A feasibility study on real-time evaluation of concrete surface crack repairing using embedded piezoceramic transducers

Surface cracking in large-scale concrete structures are inevitable, and some cracks shall be repaired to prevent further structural damages. Various methods of repairing surface cracks in concrete structures have been studied, however, evaluation of repairing of those cracks, especially through real time means, have not much been reported. In this paper, a feasibility study was performed on evaluation of repairing concrete surface crack in real-time using embedded piezoceramic-based transducers, called Smart Aggregates (SA). Using the active sensing approach, a pair of SAs in a concrete structure can communicate through generating and detecting stress wave. In the experimental study, three concrete beam specimens were investigated.

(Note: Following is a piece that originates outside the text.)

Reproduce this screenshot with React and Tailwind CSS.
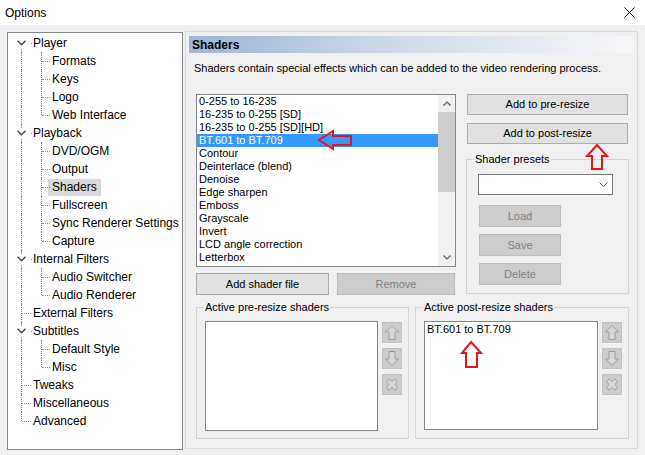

In each specimen, four smart aggregates were embedded in the beam with two designed surface cracks. Subsequently, these two cracks were repaired by using mortar and Carbon Fiber Reinforced Polymer (CFRP) sheet. Due to interfacial properties among the three different interfacial conditions: the healthy concrete structure, the concrete structure with a crack, and the concrete structure with a repaired crack, the stress wave attenuation characteristics differ. The received signals of SAs among those three interfacial conditions were compared in time domain. In addition, a wavelet packet-based energy analysis was performed to quantitatively indicate the energy value of the received signal. Experimental results shows that the signal energy values computed by the wavelet packet-based energy analysis has potential to determine the crack occurrence in concrete structures and to help evaluate the repair effects.